Test 1

Date: Friday, October 2

Material Covered: Chapters 1 through 3 and Sections 5.1 and 5.3 of the IMS textbook

Technology allowed: You may use a calculator to help with arithmetic. You will not need RStudio for this test, but you may encounter R output or be asked to write down the R command you would use to do something.

If you require testing accommodations, please contact me so we can make the appropriate arrangements.

Topics

The items below are not meant to be an exhaustive list, but they comprise an important set of things you should be sure to know.

Important Terminology

You should know how to read and use these words correctly, you should be able to explain what they mean in your own words, and you should be able to give illustrative examples.

  • population, sample
  • parameter, statistic, test statistic
  • variable, case/subject/observational unit
  • categorical variable, quantitative variable
  • explanatory variable, response variable
  • observational study, experiment
  • null hypothesis, alternative hypothesis
  • test statistic, p-value, significance
  • randomization distribution, null distribution
  • predicted/fitted value, observed value, residual

Summarizing data

  • What numerical and graphical summaries are good for summarizing different kinds of data
  • Interpretting numerical and graphical summaries that you are given
  • Creating create graphical and numerical summaries in R (df_stats(), gf_histogram(), gf_bar(), gf_boxplot(), etc.) See R Examples.
  • How outliers affect various numerical summaries
  • Two-way tables: How to create them with tally(), how to use them to obtain proportions
  • Pay attention to denominators of proportions and the important word OF (mean of ____, standard deviation of ____, proportion of ____ that ____, etc.)

Study design

  • Identifying population and sample, observational units, variables
  • Deciding whether to do an observational study or an experiment
  • Avoiding bias, representative samples

Regression

  • Correlation coefficient (\(R\)) and its square (\(R^2\))
  • Principle of least squares
  • Using lm() to obtain slope and intercept of regression line
  • Using \(R\), and means and standard deviations of explanatory and response varaibles to compute the slope and intercept.
  • Using least squares regression line to make a prediction
  • Interpreting slope and intercept in context
  • Units
  • Residuals and residual plots
  • Outliers and how they might affect regression

Hypothesis Tests

  • 4-step process for conducting a hypothesis test
  • Expressing null and alternative hypotheses
  • Determining a p-value from a randomization distribution or using SE and normal distributions
  • Expressing the logic of a p-value in words (in the context of a particular example)
  • Statistical significance
  • Properties a randomization distribution must have
  • How to use physical things like coins and cards to create a randomization distribution
  • How to get RStudio to generate a randomization distribution
  • 1-tailed and 2-tailed tests (difference, when to use which)
  • Settings we have covered: 1-proportion, 2-proportions, 2-means
  • Important R functions: rflip(), do(), shuffle(), diffprop(), diffmean(), tally(), prop()

Normal Distributions

  • shape and how mean and standard deviation are related
  • 68-95-99.7 Rule
  • pnorm() and qnorm()

Format and Logistics

The test will have a variety of question types. Possible question types include

  • True/False
  • Multiple choice
  • Short answer
  • Problems where you show your work leading to a numerical result

For short answer questions, I’m looking for answers that are

  • correct,
  • clear, and
  • concise (stay focussed, don’t tell me a bunch of things that are only sort of related)

Some example questions

Your homework problems (including ones you did not need to turn in) are a good source of example questions. So are the worksheets we have been using in class.

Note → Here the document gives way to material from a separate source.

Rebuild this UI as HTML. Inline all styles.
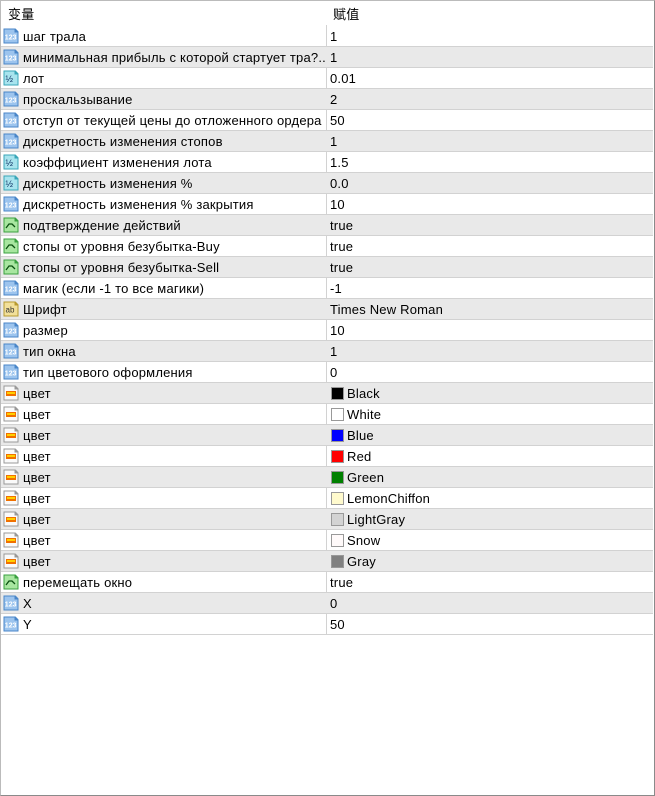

Here are few more example problems from tests in past years.

  1. What do I do?

    In each of the following situations, pretend you want to know some information and you are designing a statistical study to find out about it. Give the following pieces of information for each: (i) what variables you would need to have in your data set, (ii) whether each variable is categorical or quantitative, (iii) the null and alternative hypotheses for a hypothesis test related to the question, (iv) whether the study is an observational study or an experiment.

    1. You want to know if boys or girls score better on reading tests in Kent County grade schools.

    Notes:

    • See this worksheet for some more scenarios.
    • Other things could be asked (like what plot to use to investigate the data, etc.)
    • For some of the of scenarios above, you should be able to create a randomization distribution and use it to get a p-value.